Objective: Look at each line of the records and count those with "React" in them. Please answer with the count alone.

──────── Provided material ────────

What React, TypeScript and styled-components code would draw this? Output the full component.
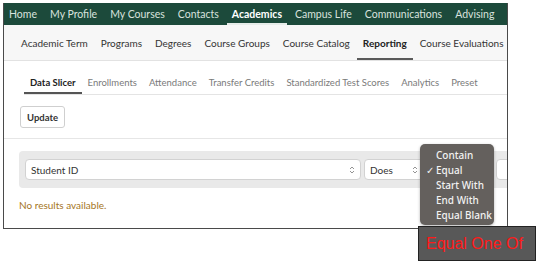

────────
──────── Provided material ────────

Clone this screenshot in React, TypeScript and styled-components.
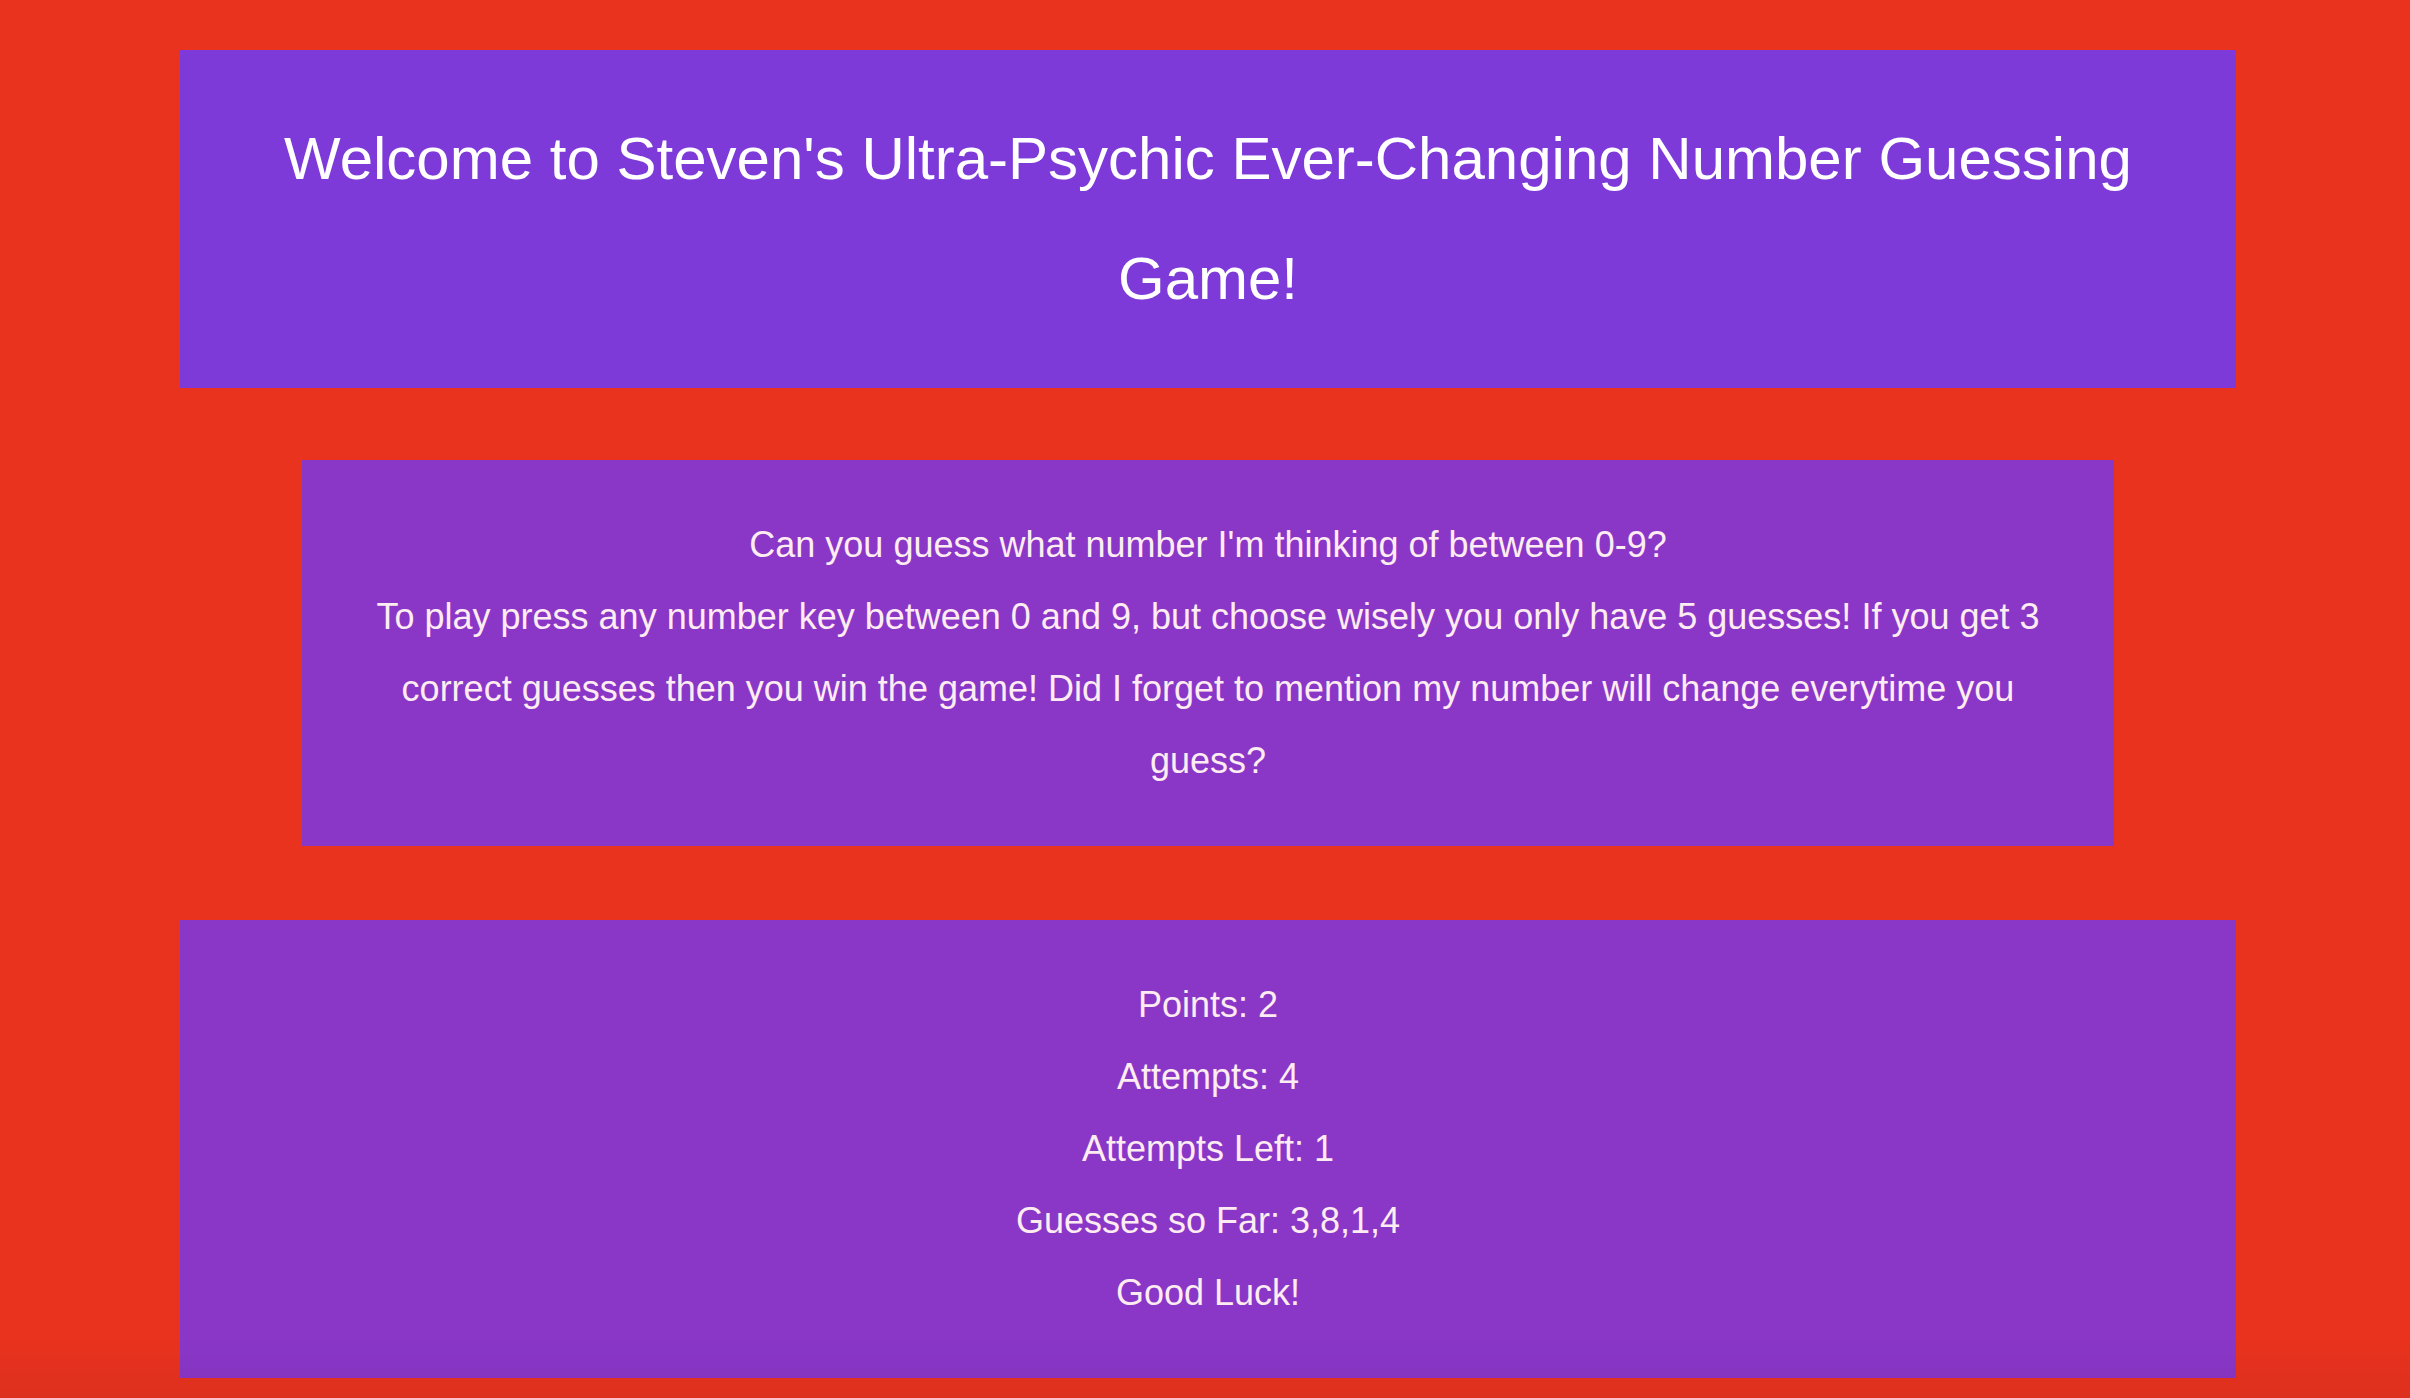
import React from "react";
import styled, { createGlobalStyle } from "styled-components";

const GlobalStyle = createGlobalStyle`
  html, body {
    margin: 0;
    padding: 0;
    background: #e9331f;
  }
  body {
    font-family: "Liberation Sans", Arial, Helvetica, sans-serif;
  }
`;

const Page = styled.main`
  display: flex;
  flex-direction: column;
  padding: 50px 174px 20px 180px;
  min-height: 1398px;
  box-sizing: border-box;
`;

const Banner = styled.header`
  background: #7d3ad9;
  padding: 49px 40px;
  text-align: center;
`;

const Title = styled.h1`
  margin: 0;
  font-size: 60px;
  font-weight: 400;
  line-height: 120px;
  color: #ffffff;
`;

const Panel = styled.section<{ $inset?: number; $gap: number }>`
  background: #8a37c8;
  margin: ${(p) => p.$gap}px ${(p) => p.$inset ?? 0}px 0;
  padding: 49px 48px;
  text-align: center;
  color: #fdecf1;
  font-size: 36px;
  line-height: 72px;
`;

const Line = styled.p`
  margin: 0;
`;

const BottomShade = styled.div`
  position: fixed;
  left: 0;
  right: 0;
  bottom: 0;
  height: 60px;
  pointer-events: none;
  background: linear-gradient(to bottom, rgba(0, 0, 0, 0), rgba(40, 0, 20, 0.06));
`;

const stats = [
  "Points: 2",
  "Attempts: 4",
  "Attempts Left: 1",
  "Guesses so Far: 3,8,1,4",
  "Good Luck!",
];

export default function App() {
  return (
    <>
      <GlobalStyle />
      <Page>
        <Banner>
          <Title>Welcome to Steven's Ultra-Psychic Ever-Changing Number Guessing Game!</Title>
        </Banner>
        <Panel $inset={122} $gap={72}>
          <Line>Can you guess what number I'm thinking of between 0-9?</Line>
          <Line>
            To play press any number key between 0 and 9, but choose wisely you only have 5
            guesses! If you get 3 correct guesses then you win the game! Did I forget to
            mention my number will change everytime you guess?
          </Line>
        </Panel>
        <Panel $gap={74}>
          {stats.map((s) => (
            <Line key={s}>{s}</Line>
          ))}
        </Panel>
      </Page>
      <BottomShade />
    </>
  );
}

────────

Result of this exercise: 3